Northern Irish thespian Stephen Rea (The Crying Game) has a supporting role in an intriguing historical drama due out in October called Blackthorn. The film is a revisionist look at Butch Cassidy and the Sundance Kid, who are believed to have been killed in a gunfight with Bolivian soldiers in 1908. In this film, Cassidy survived the battle and has been living in Bolivia. But he aches to see his family once more, so he heads home to the U.S. only to wind up in one more grand, possibly deadly, adventure. Blackthorn (which is the name Cassidy lives under in the film) also features Sam Shepherd (as Cassidy) and Eduardo Noriega.
Rea’s fellow Northern Irish character actor Ciaran Hinds is among the members of an impressive cast for the November spy thriller Tinker, Tailor, Soldier, Spy, based on the famous book by John Le Carre.

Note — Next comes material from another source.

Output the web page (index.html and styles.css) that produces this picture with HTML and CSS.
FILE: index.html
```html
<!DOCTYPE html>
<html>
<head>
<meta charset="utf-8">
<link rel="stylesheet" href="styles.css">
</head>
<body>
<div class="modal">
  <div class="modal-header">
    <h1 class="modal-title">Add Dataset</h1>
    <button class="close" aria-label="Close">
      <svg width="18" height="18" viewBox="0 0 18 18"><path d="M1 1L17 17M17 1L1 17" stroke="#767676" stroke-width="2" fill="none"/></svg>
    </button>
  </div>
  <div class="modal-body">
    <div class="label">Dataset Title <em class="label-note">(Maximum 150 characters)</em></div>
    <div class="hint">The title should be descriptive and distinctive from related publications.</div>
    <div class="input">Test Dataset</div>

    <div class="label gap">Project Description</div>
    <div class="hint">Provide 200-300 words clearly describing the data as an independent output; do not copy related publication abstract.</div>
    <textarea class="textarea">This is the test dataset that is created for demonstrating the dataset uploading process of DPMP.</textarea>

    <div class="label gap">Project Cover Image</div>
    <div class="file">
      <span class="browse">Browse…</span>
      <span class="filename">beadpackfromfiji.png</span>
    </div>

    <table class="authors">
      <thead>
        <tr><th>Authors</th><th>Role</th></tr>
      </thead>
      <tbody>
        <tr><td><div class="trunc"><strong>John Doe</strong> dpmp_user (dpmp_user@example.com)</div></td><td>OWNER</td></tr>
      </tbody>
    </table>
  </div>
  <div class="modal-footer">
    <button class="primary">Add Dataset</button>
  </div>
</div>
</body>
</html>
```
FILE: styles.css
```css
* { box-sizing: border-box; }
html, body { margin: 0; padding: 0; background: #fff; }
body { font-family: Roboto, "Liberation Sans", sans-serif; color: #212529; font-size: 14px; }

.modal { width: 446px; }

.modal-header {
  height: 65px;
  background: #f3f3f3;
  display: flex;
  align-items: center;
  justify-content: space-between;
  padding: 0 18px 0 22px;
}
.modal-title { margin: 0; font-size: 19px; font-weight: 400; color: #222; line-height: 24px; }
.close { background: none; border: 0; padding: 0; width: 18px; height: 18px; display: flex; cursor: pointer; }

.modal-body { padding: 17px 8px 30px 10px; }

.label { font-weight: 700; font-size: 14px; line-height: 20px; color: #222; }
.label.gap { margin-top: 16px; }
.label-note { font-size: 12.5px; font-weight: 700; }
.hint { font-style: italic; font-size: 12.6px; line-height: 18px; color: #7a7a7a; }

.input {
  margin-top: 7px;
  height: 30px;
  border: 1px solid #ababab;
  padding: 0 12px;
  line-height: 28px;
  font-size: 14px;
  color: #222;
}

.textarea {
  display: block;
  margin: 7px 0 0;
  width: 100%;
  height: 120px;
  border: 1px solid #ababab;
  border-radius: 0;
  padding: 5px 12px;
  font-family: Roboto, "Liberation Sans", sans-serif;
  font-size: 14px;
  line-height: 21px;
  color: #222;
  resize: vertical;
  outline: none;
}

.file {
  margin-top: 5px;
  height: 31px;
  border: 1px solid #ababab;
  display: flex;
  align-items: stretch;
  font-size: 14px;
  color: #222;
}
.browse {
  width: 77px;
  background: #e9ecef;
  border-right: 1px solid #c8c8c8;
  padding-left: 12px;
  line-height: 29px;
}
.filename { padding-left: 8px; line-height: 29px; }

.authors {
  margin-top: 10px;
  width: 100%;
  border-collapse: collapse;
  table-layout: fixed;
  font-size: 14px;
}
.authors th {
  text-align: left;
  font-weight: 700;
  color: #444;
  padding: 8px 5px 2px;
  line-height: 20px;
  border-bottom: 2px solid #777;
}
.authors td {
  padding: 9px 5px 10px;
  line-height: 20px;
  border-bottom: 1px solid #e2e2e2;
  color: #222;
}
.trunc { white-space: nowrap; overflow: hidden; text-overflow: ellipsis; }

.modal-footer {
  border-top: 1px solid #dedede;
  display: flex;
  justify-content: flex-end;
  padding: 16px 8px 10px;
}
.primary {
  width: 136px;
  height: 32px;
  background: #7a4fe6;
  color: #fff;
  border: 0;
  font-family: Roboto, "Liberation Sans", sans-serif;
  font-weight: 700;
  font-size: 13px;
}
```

Gary Oldman, John Hurt and Colin Firth are also featured in the flick, which is about an intelligence officer who comes out of retirement when it seems that one of the top officers in the British Secret Intelligence Service is a Soviet spy. Though this flick seems very much an all-boys affair, it’s a screenplay by British-born Bridget O’Connor.
But if you prefer films targeted mainly at women, see Sarah Jessica Parker star alongside Pierce Brosnan in I Don’t Know How She Does It. Also featuring Kelsey Grammer, Greg Kinnear and Jane Curtin, I Don’t Know How She Does It deals with the problems of a career woman with a crazy schedule and children to raise.
And finally, from the “Want to feel old?” department, it has now been 20 years since U2 recorded its powerhouse album Achtung Baby. (Which means it’s been 25 years since the Dublin rockers released The Joshua Tree.) The creation of the 1991 album is the focus of the highly anticipated documentary From the Sky Down, which opened the Toronto International Film Festival in early September and was directed by Davis Guggenheim (An Inconvenient Truth). The film also might help the lads forget about a certain Broadway musical about a certain wall-crawling superhero about which certain critics have had a lot of negative things to say.